Strafverfahren und Urteile gegen Banken?

Das Strafrecht gilt in der Schweiz auch für Banken. Eigentlich ist dies selbstverständlich, jedoch spiegelt es sich nicht in den Strafurteilen wider. In den letzten Jahren wurden zwar vereinzelt Verfahren eröffnet bzw. sind Urteile gegen Compliance-Verantwortliche von Banken wegen Verstössen gegen das Geldwäschereigesetz erfolgt, die zuvor von der FINMA wegen schwerwiegenden Pflichtverletzungen bei der Geldwäschereibekämpfung gerügt worden waren. Die organisatorischen Missstände zur Verhinderung von Geldwäscherei bei den betroffenen Banken wurden jedoch nie strafrechtlich aufgearbeitet. Dies erstaunt, da die Unternehmenshaftung in der Schweiz – wie oben ausgeführt - gerade auch bei Organisationsmängeln zur Anwendung gelangt. Und solche Missstände hat die FINMA in etlichen Fällen festgestellt, und die oben dargestellte Auflistung verstärkt diesen Eindruck.

Obwohl die FINMA in den letzten Jahren bei zwölf Banken zum Teil gravierende Mängel bei der internen Organisation zur Geldwäschereiabwehr festgestellt hat, ist bis heute nur ein einziges Verfahren – gegen die Falcon Bank – beim Bundesstrafgericht hängig. Der Prozess hätte im März 2021 starten sollen, wurde jedoch auf unbestimmt verschoben. Ein weiteres Verfahren betrifft die Credit Suisse AG. Die Bundesanwaltschaft wirft der Bank vor, «nicht alle erforderlichen und zumutbaren organisatorischen Vorkehren getroffen zu haben, um die Geldwäscherei von Vermögenswerten zu verhindern, welche der kriminellen Organisation gehörten und unter ihrer Kontrolle standen». Es geht um die Geschäftsbeziehungen der Credit Suisse mit dem sogenannten bulgarischen Kokain-König.

Gegen mindestens drei Finanzinstitute laufen Ermittlungen der Strafverfolgungsbehörden des Bundes im Zusammenhang mit dem Petrobras-Komplex: PKB Privatbank, J.Safra Sarasin und Banque Cramer & Cie SA. Alle stehen im Verdacht, nicht alle erforderlichen organisatorischen Massnahmen getroffen zu haben, um Geldwäscherei zu verhindern.

Ein eindeutiger Wille zur Durchsetzung der Geldwäschereigesetzgebung bei den Banken mit den Mitteln des Strafrechts ist bisher nicht erkennbar.
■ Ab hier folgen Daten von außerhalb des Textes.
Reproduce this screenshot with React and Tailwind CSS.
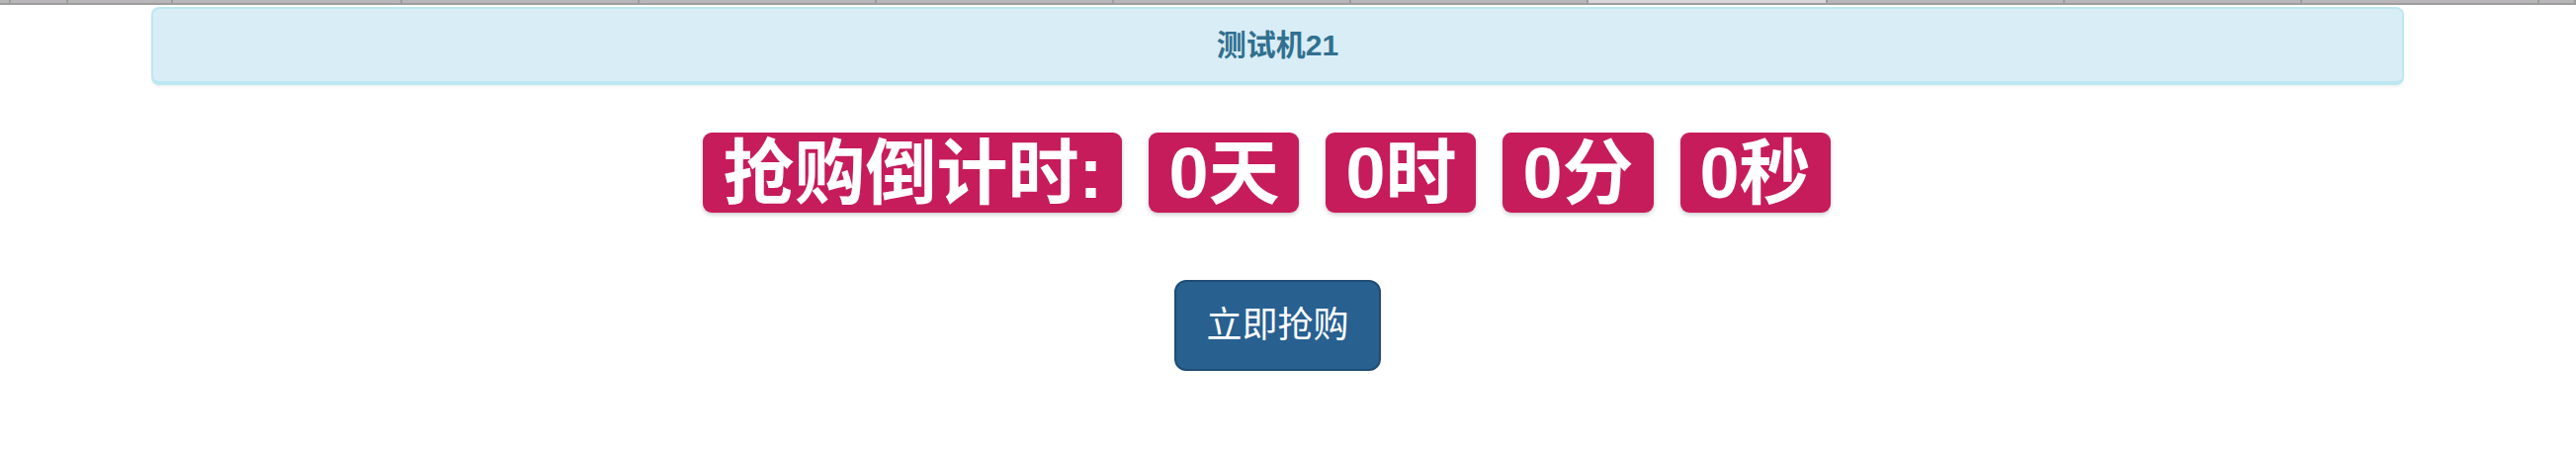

Zudem ist ein System, das den Kampf gegen die Geldwäscherei und Potentatengelder weitgehend der freiwilligen Selbstkontrolle der Banken überlässt, grundsätzlich fragwürdig. 

Kreditskandal in Mosambik: und nochmals die Credit Suisse …

Auch im mosambikanischen Kreditskandal, bei dem die Credit Suisse bis über die Ohren in juristischen Auseinandersetzungen steckt, wurden die Straf- und Aufsichtsbehörden nicht selber aktiv. Die Bundesanwaltschaft (BA) scheint den Fall erst ernsthaft geprüft zu haben, nachdem Public Eye im April 2019 eine Strafanzeige gegen die Credit Suisse eingereicht hatte. Denn noch einen Monat zuvor liess sich die BA gegenüber einer Schweizer Zeitung zitieren: «Die BA führt zurzeit kein nationales Strafverfahren». Begründet wurde dies damit, dass kein hinreichender Tatverdacht aus dem Rechtshilfegesuch von Mosambik ergehe.

Mittlerweile ist bekannt, dass die Bundesanwaltschaft im Februar 2020 im Zusammenhang mit dem Kreditskandal ein Verfahren wegen Geldwäscherei gegen Unbekannt eröffnet hat. Sie stützte sich dabei auf unsere Strafanzeige, auf von der Meldestelle für Geldwäscherei weitergeleitete Verdachtsmeldungen sowie auf das Rechtshilfeersuchen von Mosambik, das ein Jahr zuvor noch nicht ausreichte. Es ist noch offen, ob die Credit Suisse in diesem Fall strafrechtlich verantwortlich ist.